:: What is expected ::
Skip all pictures. Write out the data below from its first line through the line that contains "mt-[14px] w-[877px] flex".

:: Data ::
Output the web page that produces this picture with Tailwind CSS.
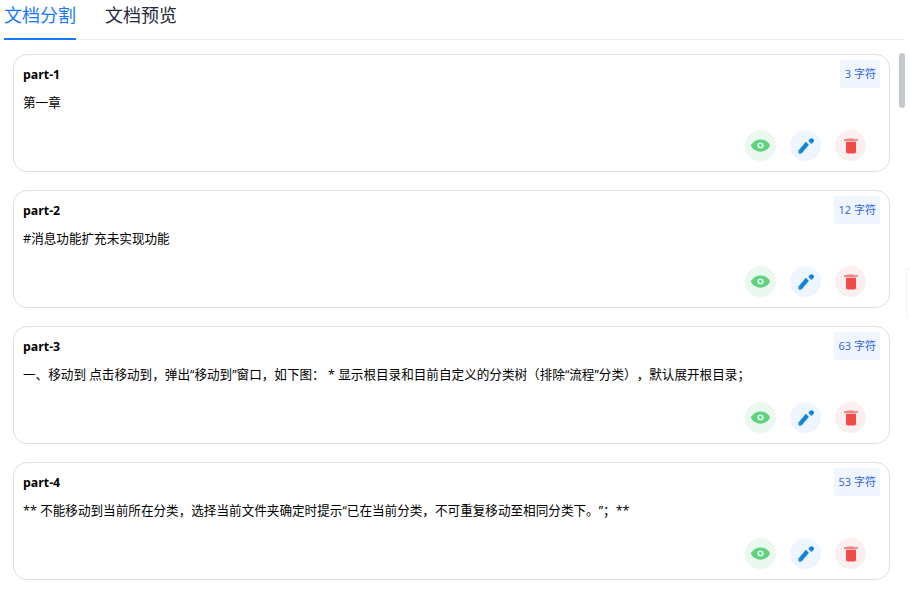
<!DOCTYPE html>
<html lang="zh">
<head>
<meta charset="utf-8">
<title>文档分割</title>
<script src="https://cdn.jsdelivr.net/npm/@tailwindcss/browser@4"></script>
</head>
<body class="h-[595px] w-[910px] overflow-hidden bg-white text-black font-['Open_Sans','Noto_Sans_CJK_SC',sans-serif]">
  <!-- Tabs -->
  <nav class="mx-[4px] w-[900px] h-[40px] flex gap-[29px] border-b border-[#eeeeee] text-[18px]">
    <a class="h-[40px] w-[72px] leading-[30px] whitespace-nowrap text-[#1677ff] border-b-2 border-[#1677ff]">文档分割</a>
    <a class="h-[40px] w-[72px] leading-[30px] whitespace-nowrap text-[#1f2937]">文档预览</a>
  </nav>

  <div class="relative flex">
    <!-- Part list -->
    <main class="ml-[13px] mt-[14px] w-[877px] flex flex-col gap-[18px]">

      <div class="h-[118px] flex flex-col border border-[#dfdfdf] rounded-[14px] pl-[9px] pr-[9px] pt-[5px]">
        <div class="flex justify-between h-[29px]">
          <span class="text-[12.300px] font-bold leading-[29px]">part-1</span>
          <span class="h-[28px] pl-[5px] pr-[4px] bg-[#eff6ff] text-[#2f5fe0] text-[11px] leading-[28px] rounded-[2px]">3 字符</span>
        </div>
        <p class="mt-[4px] text-[12.600px] leading-[20px] [text-spacing-trim:space-all]">第一章</p>
        <div class="mt-auto mb-[10px] pr-[14px] flex justify-end gap-[14px]">
          <button class="w-[31px] h-[31px] rounded-full bg-[#eaf8ef] flex items-center justify-center">
            <svg class="w-[21px] h-[21px]" viewBox="0 0 24 24"><path fill="#5fd37d" fill-rule="evenodd" d="M12 5C7 5 2.700 8 1 12c1.700 4 6 7 11 7s9.300-3 11-7c-1.700-4-6-7-11-7zm0 10.500a3.500 3.500 0 1 1 0-7 3.500 3.500 0 0 1 0 7z"/><circle cx="12" cy="12" r="1.700" fill="#5fd37d"/></svg>
          </button>
          <button class="w-[31px] h-[31px] rounded-full bg-[#edf6fe] flex items-center justify-center">
            <svg class="w-[20px] h-[20px]" viewBox="0 0 24 24" fill="#0f86d8"><path d="M3 17.250V21h3.750L15.500 10.500l-3.750-3.750L3 17.250z"/><path d="M20.500 7.500a2.400 2.400 0 0 0 0-3.800 2.500 2.500 0 0 0-3.800 0l-2 2 3.800 3.800 2-2z"/></svg>
          </button>
          <button class="w-[31px] h-[31px] rounded-full bg-[#fcefef] flex items-center justify-center">
            <svg class="w-[20px] h-[20px]" viewBox="0 0 24 24"><path fill="#f98080" d="M15.500 4l-1-1h-7l-1 1H3.500v2h17V4z"/><path fill="#f14b4b" d="M6 19c0 1.100.9 2 2 2h8c1.100 0 2-.9 2-2V7H6v12z"/></svg>
          </button>
        </div>
      </div>

      <div class="h-[118px] flex flex-col border border-[#dfdfdf] rounded-[14px] pl-[9px] pr-[9px] pt-[5px]">
        <div class="flex justify-between h-[29px]">
          <span class="text-[12.300px] font-bold leading-[29px]">part-2</span>
          <span class="h-[28px] pl-[5px] pr-[4px] bg-[#eff6ff] text-[#2f5fe0] text-[11px] leading-[28px] rounded-[2px]">12 字符</span>
        </div>
        <p class="mt-[4px] text-[12.600px] leading-[20px] [text-spacing-trim:space-all]">#消息功能扩充未实现功能</p>
        <div class="mt-auto mb-[10px] pr-[14px] flex justify-end gap-[14px]">
          <button class="w-[31px] h-[31px] rounded-full bg-[#eaf8ef] flex items-center justify-center">
            <svg class="w-[21px] h-[21px]" viewBox="0 0 24 24"><path fill="#5fd37d" fill-rule="evenodd" d="M12 5C7 5 2.700 8 1 12c1.700 4 6 7 11 7s9.300-3 11-7c-1.700-4-6-7-11-7zm0 10.500a3.500 3.500 0 1 1 0-7 3.500 3.500 0 0 1 0 7z"/><circle cx="12" cy="12" r="1.700" fill="#5fd37d"/></svg>
          </button>
          <button class="w-[31px] h-[31px] rounded-full bg-[#edf6fe] flex items-center justify-center">
            <svg class="w-[20px] h-[20px]" viewBox="0 0 24 24" fill="#0f86d8"><path d="M3 17.250V21h3.750L15.500 10.500l-3.750-3.750L3 17.250z"/><path d="M20.500 7.500a2.400 2.400 0 0 0 0-3.800 2.500 2.500 0 0 0-3.800 0l-2 2 3.800 3.800 2-2z"/></svg>
          </button>
          <button class="w-[31px] h-[31px] rounded-full bg-[#fcefef] flex items-center justify-center">
            <svg class="w-[20px] h-[20px]" viewBox="0 0 24 24"><path fill="#f98080" d="M15.500 4l-1-1h-7l-1 1H3.500v2h17V4z"/><path fill="#f14b4b" d="M6 19c0 1.100.9 2 2 2h8c1.100 0 2-.9 2-2V7H6v12z"/></svg>
          </button>
        </div>
      </div>

      <div class="h-[118px] flex flex-col border border-[#dfdfdf] rounded-[14px] pl-[9px] pr-[9px] pt-[5px]">
        <div class="flex justify-between h-[29px]">
          <span class="text-[12.300px] font-bold leading-[29px]">part-3</span>
          <span class="h-[28px] pl-[5px] pr-[4px] bg-[#eff6ff] text-[#2f5fe0] text-[11px] leading-[28px] rounded-[2px]">63 字符</span>
        </div>
        <p class="mt-[4px] text-[12.600px] leading-[20px] [text-spacing-trim:space-all]">一、移动到 点击移动到，弹出“移动到”窗口，如下图： * 显示根目录和目前自定义的分类树（排除“流程”分类），默认展开根目录；</p>
        <div class="mt-auto mb-[10px] pr-[14px] flex justify-end gap-[14px]">
          <button class="w-[31px] h-[31px] rounded-full bg-[#eaf8ef] flex items-center justify-center">
            <svg class="w-[21px] h-[21px]" viewBox="0 0 24 24"><path fill="#5fd37d" fill-rule="evenodd" d="M12 5C7 5 2.700 8 1 12c1.700 4 6 7 11 7s9.300-3 11-7c-1.700-4-6-7-11-7zm0 10.500a3.500 3.500 0 1 1 0-7 3.500 3.500 0 0 1 0 7z"/><circle cx="12" cy="12" r="1.700" fill="#5fd37d"/></svg>
          </button>
          <button class="w-[31px] h-[31px] rounded-full bg-[#edf6fe] flex items-center justify-center">
            <svg class="w-[20px] h-[20px]" viewBox="0 0 24 24" fill="#0f86d8"><path d="M3 17.250V21h3.750L15.500 10.500l-3.750-3.750L3 17.250z"/><path d="M20.500 7.500a2.400 2.400 0 0 0 0-3.800 2.500 2.500 0 0 0-3.800 0l-2 2 3.800 3.800 2-2z"/></svg>
          </button>
          <button class="w-[31px] h-[31px] rounded-full bg-[#fcefef] flex items-center justify-center">
            <svg class="w-[20px] h-[20px]" viewBox="0 0 24 24"><path fill="#f98080" d="M15.500 4l-1-1h-7l-1 1H3.500v2h17V4z"/><path fill="#f14b4b" d="M6 19c0 1.100.9 2 2 2h8c1.100 0 2-.9 2-2V7H6v12z"/></svg>
          </button>
        </div>
      </div>

      <div class="h-[118px] flex flex-col border border-[#dfdfdf] rounded-[14px] pl-[9px] pr-[9px] pt-[5px]">
        <div class="flex justify-between h-[29px]">
          <span class="text-[12.300px] font-bold leading-[29px]">part-4</span>
          <span class="h-[28px] pl-[5px] pr-[4px] bg-[#eff6ff] text-[#2f5fe0] text-[11px] leading-[28px] rounded-[2px]">53 字符</span>
        </div>
        <p class="mt-[4px] text-[12.600px] leading-[20px] [text-spacing-trim:space-all]">** 不能移动到当前所在分类，选择当前文件夹确定时提示“已在当前分类，不可重复移动至相同分类下。”；**</p>
        <div class="mt-auto mb-[10px] pr-[14px] flex justify-end gap-[14px]">
          <button class="w-[31px] h-[31px] rounded-full bg-[#eaf8ef] flex items-center justify-center">
            <svg class="w-[21px] h-[21px]" viewBox="0 0 24 24"><path fill="#5fd37d" fill-rule="evenodd" d="M12 5C7 5 2.700 8 1 12c1.700 4 6 7 11 7s9.300-3 11-7c-1.700-4-6-7-11-7zm0 10.500a3.500 3.500 0 1 1 0-7 3.500 3.500 0 0 1 0 7z"/><circle cx="12" cy="12" r="1.700" fill="#5fd37d"/></svg>
          </button>
          <button class="w-[31px] h-[31px] rounded-full bg-[#edf6fe] flex items-center justify-center">
            <svg class="w-[20px] h-[20px]" viewBox="0 0 24 24" fill="#0f86d8"><path d="M3 17.250V21h3.750L15.500 10.500l-3.750-3.750L3 17.250z"/><path d="M20.500 7.500a2.400 2.400 0 0 0 0-3.800 2.500 2.500 0 0 0-3.800 0l-2 2 3.800 3.800 2-2z"/></svg>
          </button>
          <button class="w-[31px] h-[31px] rounded-full bg-[#fcefef] flex items-center justify-center">
            <svg class="w-[20px] h-[20px]" viewBox="0 0 24 24"><path fill="#f98080" d="M15.500 4l-1-1h-7l-1 1H3.500v2h17V4z"/><path fill="#f14b4b" d="M6 19c0 1.100.9 2 2 2h8c1.100 0 2-.9 2-2V7H6v12z"/></svg>
          </button>
        </div>
      </div>
    </main>

    <!-- Scrollbar thumb and the edge of a side panel -->
    <div class="absolute left-[899px] top-[13px] w-[6px] h-[55px] rounded-full bg-[#c4c9d0]"></div>
    <div class="absolute left-[906px] top-[228px] w-[4px] h-[50px] rounded-l-[4px] border border-r-0 border-[#f3f3f3] bg-white"></div>
  </div>
</body>
</html>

:: Completed exercise ::
Output the web page that produces this picture with Tailwind CSS.
<!DOCTYPE html>
<html lang="zh">
<head>
<meta charset="utf-8">
<title>文档分割</title>
<script src="https://cdn.jsdelivr.net/npm/@tailwindcss/browser@4"></script>
</head>
<body class="h-[595px] w-[910px] overflow-hidden bg-white text-black font-['Open_Sans','Noto_Sans_CJK_SC',sans-serif]">
  <!-- Tabs -->
  <nav class="mx-[4px] w-[900px] h-[40px] flex gap-[29px] border-b border-[#eeeeee] text-[18px]">
    <a class="h-[40px] w-[72px] leading-[30px] whitespace-nowrap text-[#1677ff] border-b-2 border-[#1677ff]">文档分割</a>
    <a class="h-[40px] w-[72px] leading-[30px] whitespace-nowrap text-[#1f2937]">文档预览</a>
  </nav>

  <div class="relative flex">
    <!-- Part list -->
    <main class="ml-[13px] mt-[14px] w-[877px] flex flex-col gap-[18px]">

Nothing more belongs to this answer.